MONTREAL -- As demand for the critical and strategic minerals used in the construction of electronic devices and batteries is set to grow rapidly over the next few years, the Legault government will shell out $90 million to get a better idea of ​​what is in Quebec soil.

Unveiled Thursday, the Quebec plan drew up a list of 22 minerals, such as lithium, graphite and nickel, prized in sectors such as telecommunications, aerospace, the medical field and the electrification of transport.

Thanks to better mapping, which should mainly be carried out in Nord-du-Québec as well as in the east of the province, the data compiled should lead to the realization of projects. The data will be made available to businesses and the public.

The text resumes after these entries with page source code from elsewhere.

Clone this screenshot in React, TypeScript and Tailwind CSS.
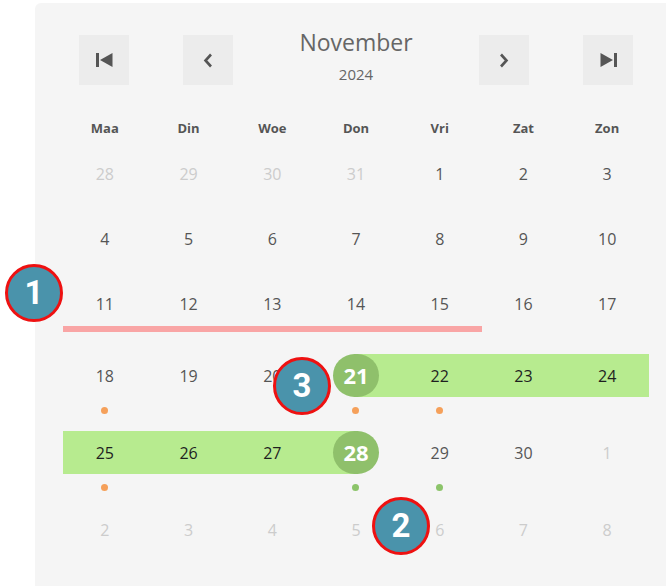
import React from 'react';

type Band = 'none' | 'full' | 'start' | 'end';

interface Day {
  n: number;
  muted?: boolean;
  band?: Band;
  circle?: boolean;
  dot?: 'orange' | 'green';
}

interface Week {
  days: Day[];
  underline?: number; // number of leading cells underlined
}

const d = (n: number, extra: Partial<Day> = {}): Day => ({ n, ...extra });

const weeks: Week[] = [
  { days: [d(28, { muted: true }), d(29, { muted: true }), d(30, { muted: true }), d(31, { muted: true }), d(1), d(2), d(3)] },
  { days: [d(4), d(5), d(6), d(7), d(8), d(9), d(10)] },
  { days: [d(11), d(12), d(13), d(14), d(15), d(16), d(17)], underline: 5 },
  {
    days: [
      d(18, { dot: 'orange' }),
      d(19),
      d(20),
      d(21, { band: 'start', circle: true, dot: 'orange' }),
      d(22, { band: 'full', dot: 'orange' }),
      d(23, { band: 'full' }),
      d(24, { band: 'full' }),
    ],
  },
  {
    days: [
      d(25, { band: 'full', dot: 'orange' }),
      d(26, { band: 'full' }),
      d(27, { band: 'full' }),
      d(28, { band: 'end', circle: true, dot: 'green' }),
      d(29, { dot: 'green' }),
      d(30),
      d(1, { muted: true }),
    ],
  },
  { days: [d(2, { muted: true }), d(3, { muted: true }), d(4, { muted: true }), d(5, { muted: true }), d(6, { muted: true }), d(7, { muted: true }), d(8, { muted: true })] },
];

const weekdays = ['Maa', 'Din', 'Woe', 'Don', 'Vri', 'Zat', 'Zon'];

const bandClass: Record<Band, string> = {
  none: '',
  full: 'bg-[#b7eb8f]',
  start: 'bg-[linear-gradient(to_right,transparent_50%,#b7eb8f_50%)]',
  end: 'bg-[linear-gradient(to_right,#b7eb8f_50%,transparent_50%)]',
};

function NavButton({ children }: { children: React.ReactNode }) {
  return (
    <button className="w-[50px] h-[50px] bg-[#ececec] flex items-center justify-center text-[#555]">
      {children}
    </button>
  );
}

function DayCell({ day }: { day: Day }) {
  const band = day.band ?? 'none';
  return (
    <div className={`h-[43px] flex items-center justify-center ${bandClass[band]}`}>
      {day.circle ? (
        <div className="w-[46px] h-[43px] rounded-full bg-[#8fc06b] flex items-center justify-center text-white text-[22px] font-bold">
          {day.n}
        </div>
      ) : (
        <span
          className={`text-[16px] ${
            day.muted ? 'text-[#cccccc]' : band !== 'none' ? 'text-[#1f1f1f] font-medium' : 'text-[#555]'
          }`}
        >
          {day.n}
        </span>
      )}
    </div>
  );
}

function Badge({ label, className }: { label: string; className: string }) {
  return (
    <div
      className={`absolute w-[58px] h-[58px] rounded-full border-[3px] border-[#ee1111] bg-[#4a93ab] flex items-center justify-center text-white text-[33px] font-bold font-['Roboto',sans-serif] ${className}`}
    >
      {label}
    </div>
  );
}

export default function App() {
  return (
    <div className="relative w-[666px] h-[586px] overflow-hidden bg-white flex pl-[35px] pt-[3px] font-['Open_Sans',sans-serif]">
      <div className="flex-1 bg-[#f5f5f5] rounded-tl-[6px] pt-[24px] pl-[28px]">
        {/* Month navigation */}
        <div className="w-[586px] flex items-start justify-between px-[16px]">
          <div className="flex gap-[54px] mt-[8px]">
            <NavButton>
              <svg width="17" height="14" viewBox="0 0 17 14" fill="currentColor">
                <rect x="0" y="0" width="3" height="14" />
                <path d="M16.5 0 L4 7 L16.5 14 Z" />
              </svg>
            </NavButton>
            <NavButton>
              <svg width="10" height="15" viewBox="0 0 10 15" fill="none" stroke="currentColor" strokeWidth="2.6">
                <polyline points="8,1.5 2.5,7.5 8,13.5" />
              </svg>
            </NavButton>
          </div>
          <div className="flex flex-col items-center text-[#666]">
            <div className="text-[23px] leading-[30px]">November</div>
            <div className="text-[15px] leading-[20px] mt-[7px]">2024</div>
          </div>
          <div className="flex gap-[54px] mt-[8px]">
            <NavButton>
              <svg width="10" height="15" viewBox="0 0 10 15" fill="none" stroke="currentColor" strokeWidth="2.6">
                <polyline points="2,1.5 7.5,7.5 2,13.5" />
              </svg>
            </NavButton>
            <NavButton>
              <svg width="17" height="14" viewBox="0 0 17 14" fill="currentColor">
                <path d="M0.5 0 L13 7 L0.5 14 Z" />
                <rect x="14" y="0" width="3" height="14" />
              </svg>
            </NavButton>
          </div>
        </div>

        {/* Weekday header */}
        <div className="w-[586px] grid grid-cols-7 mt-[33px] h-[20px] leading-[20px] text-center text-[13px] font-bold text-[#555]">
          {weekdays.map((w) => (
            <div key={w}>{w}</div>
          ))}
        </div>

        {/* Weeks */}
        <div className="w-[586px] mt-[14px] flex flex-col">
          {weeks.map((week, wi) => {
            const hasDots = week.days.some((x) => x.dot);
            return (
              <div key={wi} className={hasDots ? 'pb-[17px]' : 'pb-[22px]'}>
                <div className="grid grid-cols-7">
                  {week.days.map((day, di) => (
                    <DayCell key={di} day={day} />
                  ))}
                </div>
                {week.underline && (
                  <div className="grid grid-cols-7 mt-[1px]">
                    <div className="col-span-5 h-[6px] bg-[#f9a5a5]" />
                  </div>
                )}
                {hasDots && (
                  <div className="grid grid-cols-7 mt-[10px] h-[7px]">
                    {week.days.map((day, di) => (
                      <div key={di} className="flex justify-center">
                        {day.dot && (
                          <span
                            className={`w-[7px] h-[7px] rounded-full ${
                              day.dot === 'orange' ? 'bg-[#f5a05a]' : 'bg-[#8cc46a]'
                            }`}
                          />
                        )}
                      </div>
                    ))}
                  </div>
                )}
              </div>
            );
          })}
        </div>
      </div>

      <Badge label="1" className="left-[5px] top-[264px]" />
      <Badge label="3" className="left-[273px] top-[357px]" />
      <Badge label="2" className="left-[372px] top-[497px]" />
    </div>
  );
}
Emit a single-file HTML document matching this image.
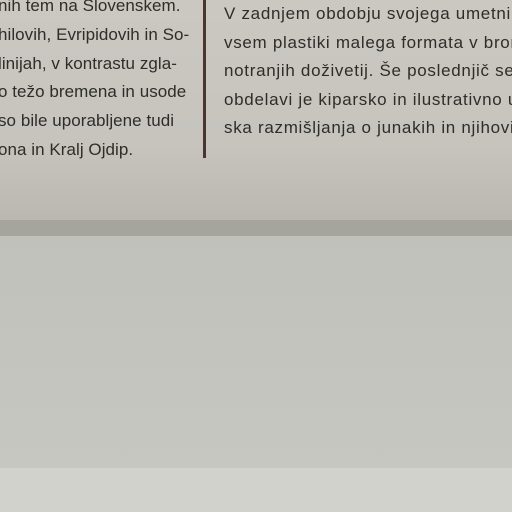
<!DOCTYPE html>
<html><head><meta charset="utf-8"><style>
html,body{margin:0;padding:0}
body{width:512px;height:512px;position:relative;overflow:hidden;background:#c8c8c2;font-family:"Liberation Sans",sans-serif}
.top{position:absolute;left:0;top:0;width:512px;height:222px;background:linear-gradient(#cac8c1 0%,#c6c4bd 65%,#b9b8b0 100%)}
.band{position:absolute;left:0;top:220px;width:512px;height:16px;background:#a6a59d}
.mid{position:absolute;left:0;top:236px;width:512px;height:232px;background:linear-gradient(#c1c1bb,#c7c7c1)}
.bot{position:absolute;left:0;top:468px;width:512px;height:44px;background:#d1d2cc}
.line{position:absolute;left:203px;top:0;width:3px;height:158px;background:#4a3530}
.t{position:absolute;font-size:17px;color:#2e2d2a;white-space:nowrap;letter-spacing:0.05px}
.r{letter-spacing:0.7px}
</style></head><body>
<div class="top"></div><div class="band"></div><div class="mid"></div><div class="bot"></div>
<div class="line"></div>
<div class="t" style="left:-2px;top:-4px">nih tem na Slovenskem.</div>
<div class="t" style="left:-2px;top:25px">hilovih, Evripidovih in So-</div>
<div class="t" style="left:-2px;top:54px">linijah, v kontrastu zgla-</div>
<div class="t" style="left:-2px;top:82px">o težo bremena in usode</div>
<div class="t" style="left:-2px;top:111px">so bile uporabljene tudi</div>
<div class="t" style="left:-2px;top:140px">ona in Kralj Ojdip.</div>
<div class="t r" style="left:224px;top:4px">V zadnjem obdobju svojega umetni</div>
<div class="t r" style="left:224px;top:33px">vsem plastiki malega formata v bron</div>
<div class="t r" style="left:224px;top:61px">notranjih doživetij. Še poslednjič se</div>
<div class="t r" style="left:224px;top:90px">obdelavi je kiparsko in ilustrativno u</div>
<div class="t r" style="left:224px;top:118px">ska razmišljanja o junakih in njihovih</div>
</body></html>
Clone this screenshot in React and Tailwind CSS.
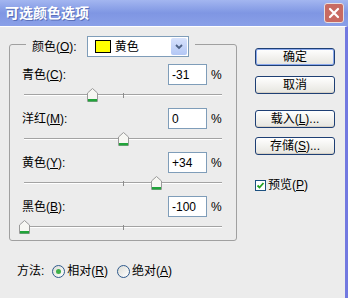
import React from 'react';

const FONT = { fontFamily: '"Liberation Sans", "Noto Sans CJK SC", sans-serif' };

// 带下划线助记符的标签
const Label = ({ text, k, after = '' }) => (
  <span className="whitespace-nowrap">
    {text}(<span className="underline">{k}</span>){after}
  </span>
);

const Slider = ({ value }) => {
  const left = ((value + 100) / 200) * 198 - 5.5;
  return (
    <div className="relative ml-[14px] mt-[3px] h-[14px] w-[198px]">
      <div className="absolute left-0 right-0 top-[6px] h-[1px] bg-[#a3a3a3]" />
      <div className="absolute left-0 right-0 top-[7px] h-[1px] bg-white" />
      <div className="absolute left-[99px] top-[5px] h-[5px] w-[1px] bg-[#8c8c8c]" />
      <svg className="absolute top-0" style={{ left }} width="11" height="14" viewBox="0 0 11 14">
        <path d="M0.5 5 L5.5 0.5 L10.5 5 L10.5 13.5 L0.5 13.5 Z" fill="#f7f7f3" stroke="#9a9a9a" />
        <rect x="1" y="11" width="9" height="2.5" fill="#21a43a" />
      </svg>
    </div>
  );
};

const Row = ({ label, k, value, num, first }) => (
  <div className={first ? '' : 'mt-[6px]'}>
    <div className="flex h-[21px] items-center pl-[12px]">
      <Label text={label} k={k} after=":" />
      <div className="ml-auto flex h-[21px] w-[39px] items-center border border-[#7f9db9] bg-white pl-[3px]">
        {value}
      </div>
      <span className="ml-[4px] mr-[15px] w-[10px]">%</span>
    </div>
    <Slider value={num} />
  </div>
);

const XPButton = ({ children, def }) => (
  <div
    className={
      'flex h-[18px] w-[80px] items-center justify-center rounded-[3px] border border-[#1e3f74] bg-gradient-to-b from-white to-[#e6e5df] ' +
      (def ? 'shadow-[inset_0_0_0_1px_#8aa8ec]' : 'shadow-[inset_0_-1px_0_#d6d0c5]')
    }
  >
    {children}
  </div>
);

const Radio = ({ on }) => (
  <div className="flex h-[13px] w-[13px] items-center justify-center rounded-full border border-[#2f5a8c] bg-gradient-to-br from-[#dcdcd6] to-white">
    {on && <div className="h-[5px] w-[5px] rounded-full bg-[#3fb04a]" />}
  </div>
);

export default function App() {
  const rows = [
    { label: '青色', k: 'C', value: '-31', num: -31 },
    { label: '洋红', k: 'M', value: '0', num: 0 },
    { label: '黄色', k: 'Y', value: '+34', num: 34 },
    { label: '黑色', k: 'B', value: '-100', num: -100 },
  ];

  return (
    <div className="flex h-[298px] w-[348px] flex-col text-[12px] text-black" style={FONT}>
      {/* 标题栏 */}
      <div className="flex h-[26px] items-center justify-between bg-gradient-to-b from-[#a3b6f0] via-[#7f96e3] to-[#8aa0e8] pl-[5px] pr-[4px]">
        <span className="text-[14px] font-bold text-white [text-shadow:1px_1px_0_#5a6fb8]">可选颜色选项</span>
        <div className="flex h-[20px] w-[20px] items-center justify-center rounded-[3px] border border-[#e8dede] bg-[#c86a62]">
          <svg width="12" height="12" viewBox="0 0 12 12">
            <path d="M2 2 L10 10 M10 2 L2 10" stroke="white" strokeWidth="2.2" strokeLinecap="round" />
          </svg>
        </div>
      </div>

      {/* 主体 */}
      <div className="flex flex-1 flex-col border-r-[3px] border-t border-[#7279e0] border-t-white bg-[#ececec]">
        <div className="flex">
          {/* 分组框 */}
          <div className="relative ml-[9px] mt-[17px] w-[228px] rounded-[3px] border border-[#a0a0a0] pb-[6px] pt-[19px]">
            <div className="absolute -top-[9px] left-[16px] flex items-center bg-[#ececec] px-[6px]">
              <Label text="颜色" k="O" after=":" />
              <div className="ml-[10px] flex h-[21px] w-[102px] items-center border border-[#7f9db9] bg-white">
                <div className="ml-[7px] h-[13px] w-[16px] border border-black bg-[#ffff00]" />
                <span className="ml-[4px]">黄色</span>
                <div className="ml-auto mr-[1px] flex h-[17px] w-[16px] items-center justify-center rounded-[2px] bg-gradient-to-b from-[#d7e2fc] to-[#b3c7f5]">
                  <svg width="8" height="6" viewBox="0 0 8 6">
                    <path d="M1 1 L4 4 L7 1" fill="none" stroke="#4d6185" strokeWidth="1.8" />
                  </svg>
                </div>
              </div>
            </div>
            {rows.map((r, i) => (
              <Row key={r.k} {...r} first={i === 0} />
            ))}
          </div>

          {/* 右侧按钮 */}
          <div className="ml-[18px] mt-[21px] flex flex-col">
            <XPButton def>确定</XPButton>
            <div className="mt-[10px]">
              <XPButton>取消</XPButton>
            </div>
            <div className="mt-[16px]">
              <XPButton>
                <Label text="载入" k="L" after="..." />
              </XPButton>
            </div>
            <div className="mt-[9px]">
              <XPButton>
                <Label text="存储" k="S" after="..." />
              </XPButton>
            </div>
            <div className="mt-[21px] flex items-center">
              <div className="flex h-[11px] w-[11px] items-center justify-center border border-[#1c5180] bg-white">
                <svg width="9" height="9" viewBox="0 0 9 9">
                  <path d="M1.5 4.5 L3.5 6.5 L7.5 2" fill="none" stroke="#21a121" strokeWidth="1.8" />
                </svg>
              </div>
              <span className="ml-[2px]">
                <Label text="预览" k="P" />
              </span>
            </div>
          </div>
        </div>

        {/* 方法 */}
        <div className="ml-[17px] mt-[22px] flex h-[16px] items-center">
          <span>方法:</span>
          <div className="ml-[8px]">
            <Radio on />
          </div>
          <span className="ml-[2px]">
            <Label text="相对" k="R" />
          </span>
          <div className="ml-[9px]">
            <Radio />
          </div>
          <span className="ml-[2px]">
            <Label text="绝对" k="A" />
          </span>
        </div>
      </div>
    </div>
  );
}
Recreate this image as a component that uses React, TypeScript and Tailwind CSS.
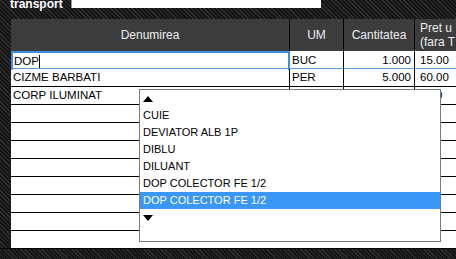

In the long term, much more public funds risk being injected into this strategy since various ministries, including that of the Economy and Innovation, have large sums to allocate to mining projects.

According to Ministry of Energy and Natural Resources data, the demand for cobalt, lithium as well as graphite could quintuple on a global scale by 2050.

Quebec feels it has to act quickly to take advantage of the demand. Some lithium projects have already been deployed, but there are many challenges.

Nemaska ​​Lithium, for example, had to file for credit protection due to significant financial difficulties before being taken over by Quebec and a private partner.

The Legault government said that Quebec is the first province in the country to adopt such a policy.

Along with mapping efforts, the 11-part plan also includes a component that looks at recycling critical and strategic minerals.